Interface markup and scripts -
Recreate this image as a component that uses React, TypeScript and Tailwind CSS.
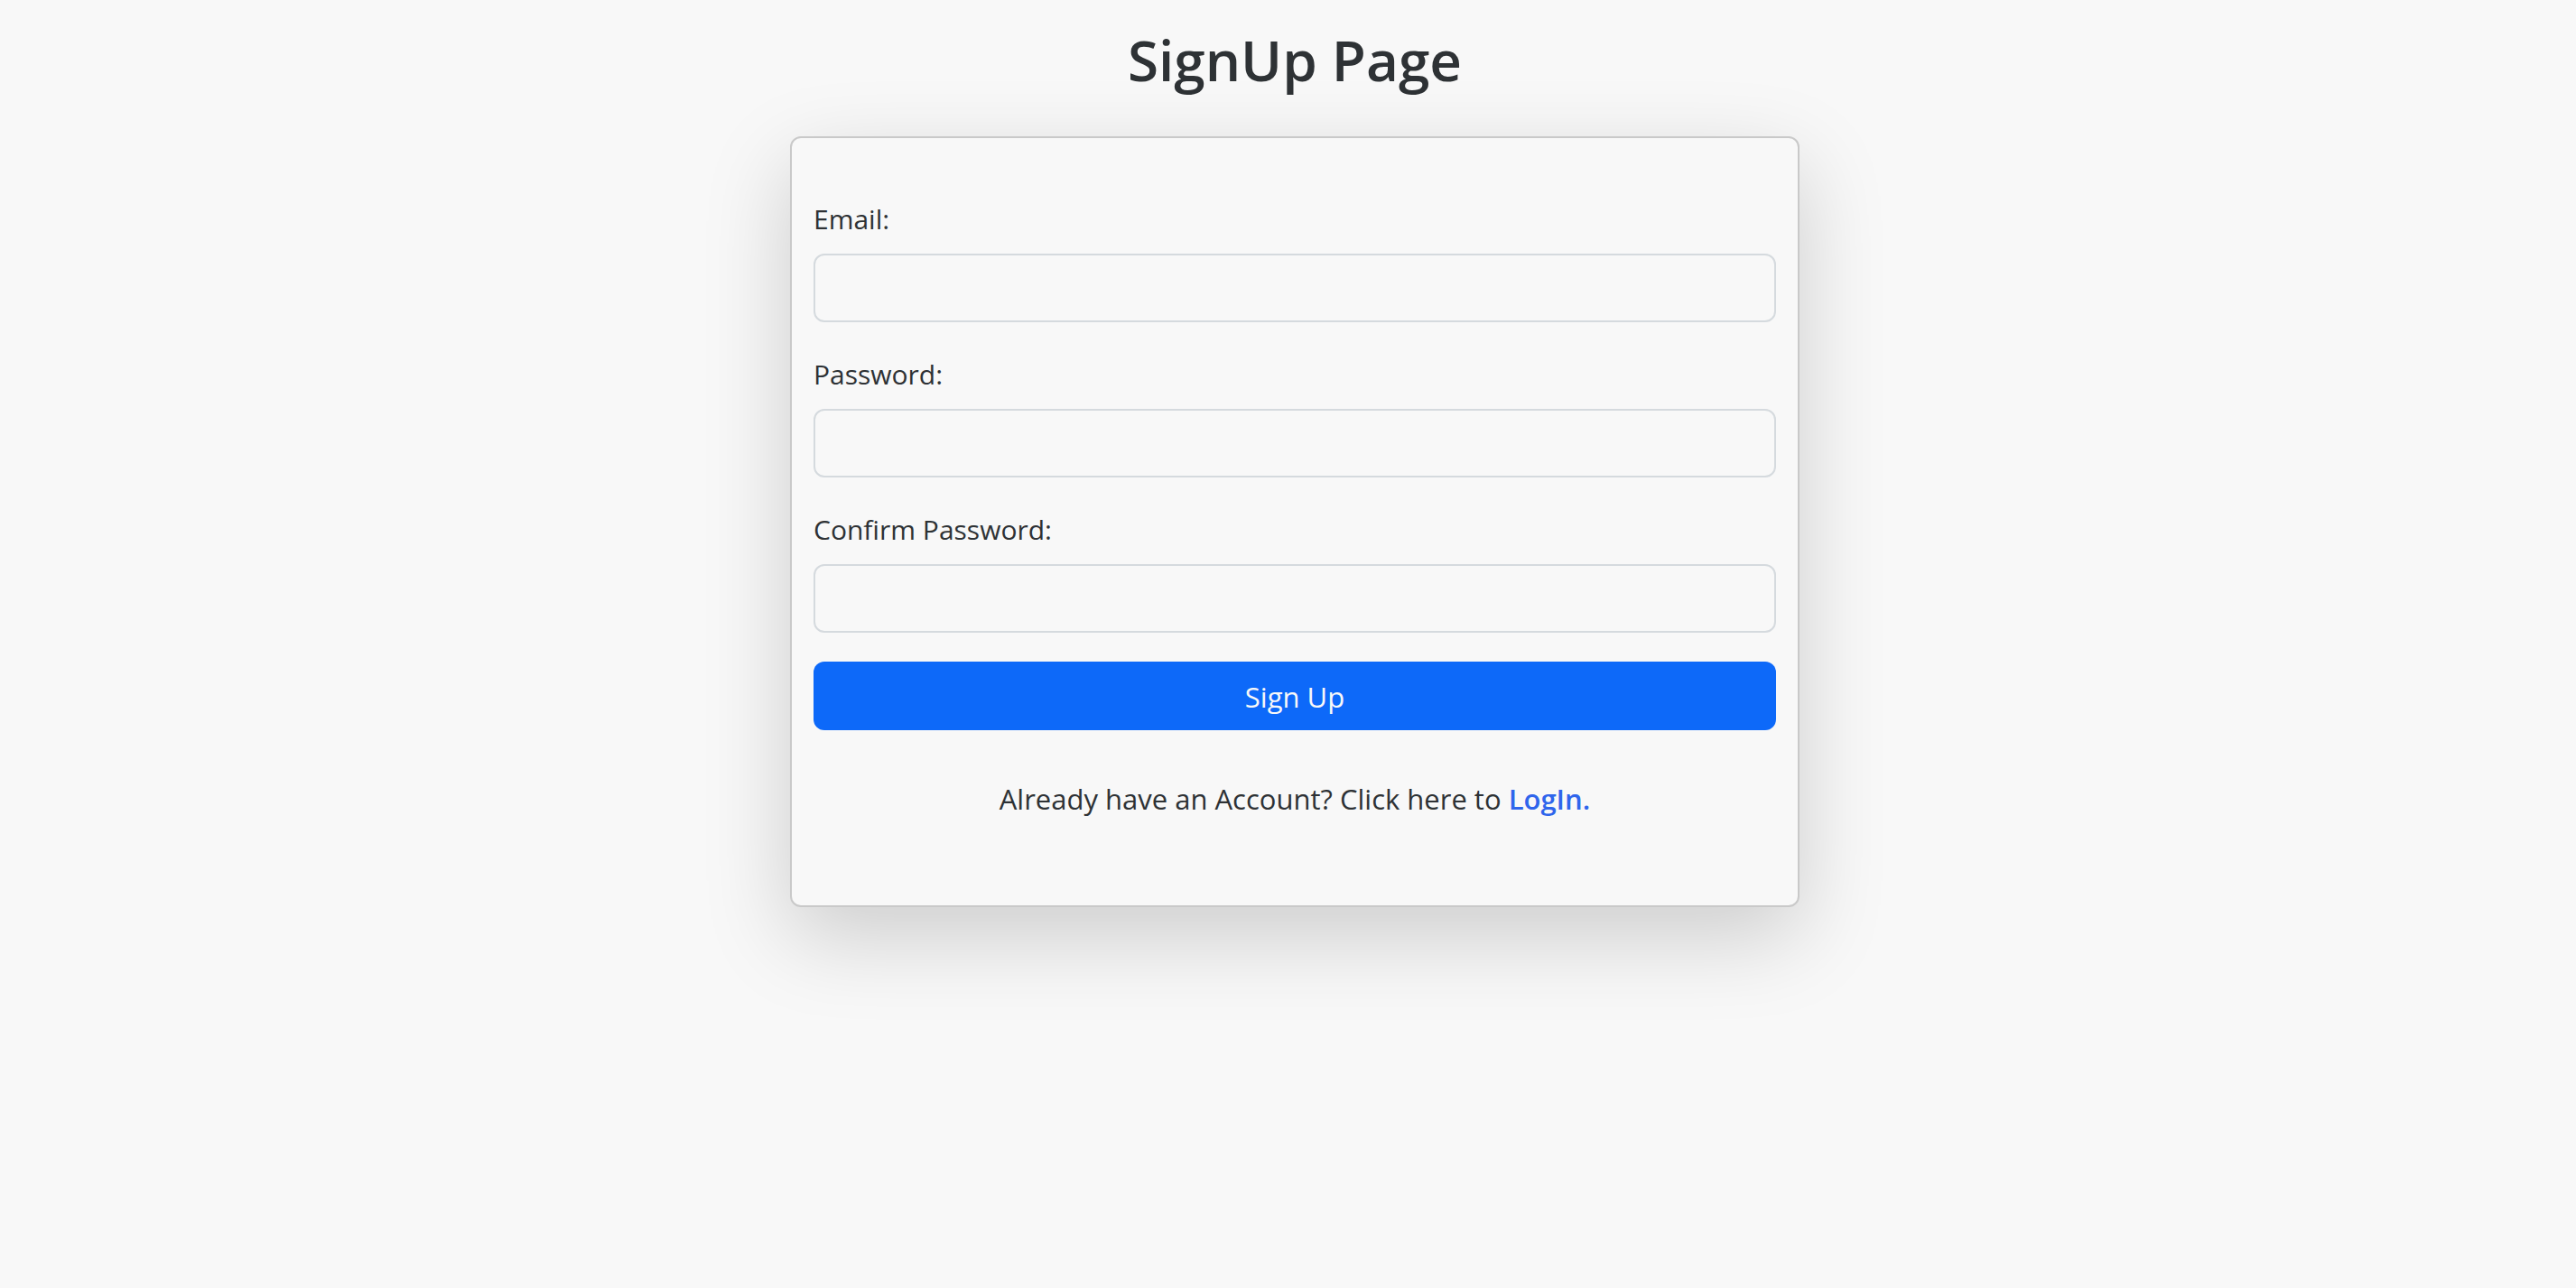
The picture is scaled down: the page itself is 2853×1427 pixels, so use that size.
const fields = [
  { id: "email", label: "Email:", type: "email" },
  { id: "password", label: "Password:", type: "password" },
  { id: "confirm-password", label: "Confirm Password:", type: "password" },
];

export default function App() {
  return (
    <main className="flex min-h-screen flex-col items-center bg-[#f8f8f8] pl-[15px] font-['Open_Sans',sans-serif] text-[31px] leading-12 text-[#2e3235]">
      <h1 className="mt-[26px] mb-[45px] text-[62px] leading-20 font-semibold">SignUp Page</h1>
      <form
        className="w-full max-w-[1118px] rounded-xl border-2 border-[#c9c9c9] bg-[#f8f8f8] px-6 pt-[66px] pb-[94px] shadow-[0_32px_96px_rgba(0,0,0,0.175)]"
        onSubmit={(event) => event.preventDefault()}
      >
        {fields.map((field, index) => (
          <div key={field.id} className={index < fields.length - 1 ? "mb-[34px]" : "mb-8"}>
            <label htmlFor={field.id} className="mb-[14px] block text-[30px]">
              {field.label}
            </label>
            <input
              id={field.id}
              type={field.type}
              className="block h-19 w-full rounded-xl border-2 border-[#d5dade] bg-transparent px-6"
            />
          </div>
        ))}
        <button type="submit" className="block h-19 w-full rounded-xl bg-[#0d69f9] pt-0.5 text-[#f8f8f8]">
          Sign Up
        </button>
        <p className="mt-[52px] text-center">
          Already have an Account? Click here to{" "}
          <a href="#login" className="font-semibold text-[#2f65ec]">
            LogIn.
          </a>
        </p>
      </form>
    </main>
  );
}
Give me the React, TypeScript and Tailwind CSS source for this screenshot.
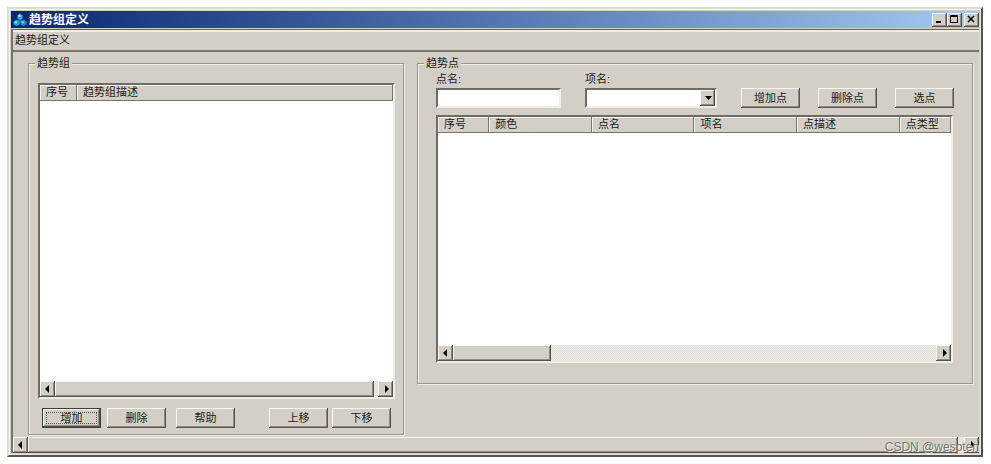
import type { ReactNode } from "react";
import { clsx } from "clsx";

const raised =
  "bg-[#d3cfc6] shadow-[inset_-1px_-1px_0_#55534e,inset_1px_1px_0_#f8f7f4,inset_-2px_-2px_0_#908d85]";
const sunken =
  "border-2 border-t-[#6e6c67] border-l-[#6e6c67] border-r-[#efede8] border-b-[#efede8] bg-white";
const dither = "bg-[repeating-conic-gradient(#dedcd8_0_25%,#f0efec_0_50%)] bg-[length:2px_2px]";

function PushButton({ children, focused = false }: { children: ReactNode; focused?: boolean }) {
  return (
    <button
      type="button"
      className={clsx(
        "relative h-5 w-[59px] shrink-0 pb-px",
        raised,
        focused && "border border-[#3c3b38]",
      )}
    >
      {children}
      {focused && <span className="absolute inset-[3px] border border-dotted border-[#55534e]" />}
    </button>
  );
}

function Arrow({ direction }: { direction: "left" | "right" | "down" }) {
  const points = {
    left: "5,0 5,8 1,4",
    right: "3,0 3,8 7,4",
    down: "1,2 8,2 4.5,6",
  };
  return (
    <svg viewBox="0 0 8 8" className="size-2" aria-hidden="true">
      <polygon points={points[direction]} fill="#000" />
    </svg>
  );
}

function ScrollBar({ thumb, label }: { thumb: string; label: string }) {
  return (
    <div role="group" aria-label={label} className={clsx("flex h-4 w-full", dither)}>
      <button
        type="button"
        aria-label="向左滚动"
        className={clsx("flex w-[15px] shrink-0 items-center justify-center", raised)}
      >
        <Arrow direction="left" />
      </button>
      <div className="min-w-0 flex-1">
        <div className={clsx("h-full", raised, thumb)} />
      </div>
      <button
        type="button"
        aria-label="向右滚动"
        className={clsx("flex w-[15px] shrink-0 items-center justify-center", raised)}
      >
        <Arrow direction="right" />
      </button>
    </div>
  );
}

type Column = { title: string; width: string };

function ListView({
  columns,
  height,
  thumb,
  label,
}: {
  columns: Column[];
  height: string;
  thumb: string;
  label: string;
}) {
  return (
    <div className={clsx("flex flex-col", sunken, height)}>
      <div className="flex-1">
        <table aria-label={label} className="w-full table-fixed border-collapse">
          <thead>
            <tr className="h-4">
              {columns.map((column) => (
                <th
                  key={column.title}
                  scope="col"
                  className={clsx(
                    "bg-[#d3cfc6] p-0 pl-1.5 text-left align-top font-normal leading-[14px] shadow-[inset_-1px_-1px_0_#77756f,inset_1px_1px_0_#f4f3ef]",
                    column.width,
                  )}
                >
                  {column.title}
                </th>
              ))}
            </tr>
          </thead>
          <tbody />
        </table>
      </div>
      <ScrollBar thumb={thumb} label={label} />
    </div>
  );
}

function GroupBox({
  title,
  className,
  children,
}: {
  title: string;
  className: string;
  children: ReactNode;
}) {
  return (
    <fieldset
      className={clsx(
        "min-w-0 border border-[#98958e] shadow-[1px_1px_0_#f0eee9,inset_1px_1px_0_#f0eee9]",
        className,
      )}
    >
      <legend className="ml-1.5 bg-[#d3cfc6] px-0.5 leading-[14px]">{title}</legend>
      {children}
    </fieldset>
  );
}

function AppIcon() {
  return (
    <svg viewBox="0 0 14 14" className="size-3.5" aria-hidden="true">
      <path d="M7 4v4L3.500 10M7 8l3.500 2" stroke="#1779b5" strokeWidth="3" fill="none" />
      <path d="M7 0.500l2.600 2v3L7 7 4.400 5.500v-3z" fill="#35a9dc" />
      <path d="M3.500 6.500l3 2v3L3.500 13 0.500 11.500v-3z" fill="#2d9fd4" />
      <path d="M10.500 6.500l3 2v3l-3 1.500-3-1.500v-3z" fill="#2488c4" />
      <circle cx="6.400" cy="2.800" r="1.200" fill="#9be4f8" />
      <circle cx="2.800" cy="9.300" r="1.200" fill="#86dcf4" />
      <circle cx="9.800" cy="9.300" r="1.200" fill="#6fcbed" />
    </svg>
  );
}

function CaptionButton({ label, children }: { label: string; children: ReactNode }) {
  return (
    <button
      type="button"
      aria-label={label}
      className={clsx("flex h-3.5 w-[15px] items-center justify-center", raised)}
    >
      <svg viewBox="0 0 9 9" className="size-[9px]" fill="none" stroke="#000" aria-hidden="true">
        {children}
      </svg>
    </button>
  );
}

const groupColumns: Column[] = [
  { title: "序号", width: "w-[37px]" },
  { title: "趋势组描述", width: "w-auto" },
];

const pointColumns: Column[] = [
  { title: "序号", width: "w-[10%]" },
  { title: "颜色", width: "w-[20%]" },
  { title: "点名", width: "w-[20%]" },
  { title: "项名", width: "w-[20%]" },
  { title: "点描述", width: "w-[20%]" },
  { title: "点类型", width: "w-[10%]" },
];

export default function App() {
  return (
    <div className="bg-white px-[7px] py-[7px] font-['Liberation_Sans','Noto_Sans_CJK_SC',sans-serif] text-[11px] leading-[14px] text-[#1c1b19]">
      <main className="relative mr-px border-2 border-t-[#dedbd5] border-l-[#dedbd5] border-r-[#55534e] border-b-[#55534e] bg-[#d3cfc6] p-0.5 shadow-[inset_1px_1px_0_#f8f7f4,inset_-1px_-1px_0_#e8e6e1]">
        <header className="flex h-[17px] items-center bg-linear-to-r from-[#0c2673] to-[#a5caf0] pl-0.5 text-white">
          <AppIcon />
          <h1 className="ml-0.5 text-xs leading-4 font-bold">趋势组定义</h1>
          <div className="ml-auto flex">
            <CaptionButton label="最小化">
              <path d="M1 7h5" strokeWidth="2" />
            </CaptionButton>
            <CaptionButton label="最大化">
              <path d="M0.500 0.500h7v7h-7zM0 1.500h8" />
            </CaptionButton>
            <span className="w-0.5" />
            <CaptionButton label="关闭">
              <path d="M1 1l6 6M7 1l-6 6" strokeWidth="1.600" />
            </CaptionButton>
          </div>
        </header>

        <div className="border-l-2 border-[#77756f]">
          <nav className="mt-px flex h-[23px] items-center border-t border-b-2 border-t-[#66645f] border-b-[#77756f] pb-px pl-0.5 shadow-[inset_0_2px_0_#efede8]">
            <button type="button">趋势组定义</button>
          </nav>

          <div className="flex items-start gap-[13px] pt-1 pr-1.5 pb-0.5 pl-[15px]">
            <GroupBox title="趋势组" className="w-[376px] shrink-0">
              <div className="pt-[13px] pr-2 pl-[9px]">
                <ListView
                  columns={groupColumns}
                  height="h-[316px]"
                  thumb="mr-1"
                  label="趋势组列表"
                />
              </div>
              <div className="mt-[9px] flex pr-3 pb-1.5 pl-[13px]">
                <PushButton focused>增加</PushButton>
                <div className="ml-1.5 flex gap-2.5">
                  <PushButton>删除</PushButton>
                  <PushButton>帮助</PushButton>
                </div>
                <div className="ml-auto flex gap-1">
                  <PushButton>上移</PushButton>
                  <PushButton>下移</PushButton>
                </div>
              </div>
            </GroupBox>

            <GroupBox title="趋势点" className="flex-1">
              <div className="flex items-end pt-0.5 pl-[18px]">
                <div className="w-[125px] shrink-0">
                  <label htmlFor="point-name" className="mb-0.5 block leading-[14px]">
                    点名:
                  </label>
                  <input
                    id="point-name"
                    type="text"
                    className={clsx("block h-5 w-full px-1 outline-none", sunken)}
                  />
                </div>
                <div className="ml-6 w-[132px] shrink-0">
                  <label htmlFor="item-name" className="mb-0.5 block leading-[14px]">
                    项名:
                  </label>
                  <div className="relative">
                    <select
                      id="item-name"
                      className={clsx("block h-5 w-full appearance-none px-1 outline-none", sunken)}
                    />
                    <span
                      className={clsx(
                        "pointer-events-none absolute inset-y-0.5 right-0.5 flex w-[15px] items-center justify-center",
                        raised,
                      )}
                    >
                      <Arrow direction="down" />
                    </span>
                  </div>
                </div>
                <div className="ml-6 flex gap-[18px]">
                  <PushButton>增加点</PushButton>
                  <PushButton>删除点</PushButton>
                  <PushButton>选点</PushButton>
                </div>
              </div>
              <div className="mt-[7px] pr-[19px] pb-5 pl-[18px]">
                <ListView
                  columns={pointColumns}
                  height="h-[248px]"
                  thumb="w-[98px]"
                  label="趋势点列表"
                />
              </div>
            </GroupBox>
          </div>

          <ScrollBar thumb="mr-1.5" label="窗口滚动条" />
        </div>

        <span className="pointer-events-none absolute right-0.5 bottom-0 text-xs leading-4 text-[#777571] [text-shadow:1px_1px_0_#f4f3ef]">
          CSDN @wespten
        </span>
      </main>
    </div>
  );
}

WHAT IS REQUIRED -
Copy and report every line where the word "TypeScript" is present.

COMPLETE ANSWER -
Recreate this image as a component that uses React, TypeScript and Tailwind CSS.
Give me the React, TypeScript and Tailwind CSS source for this screenshot.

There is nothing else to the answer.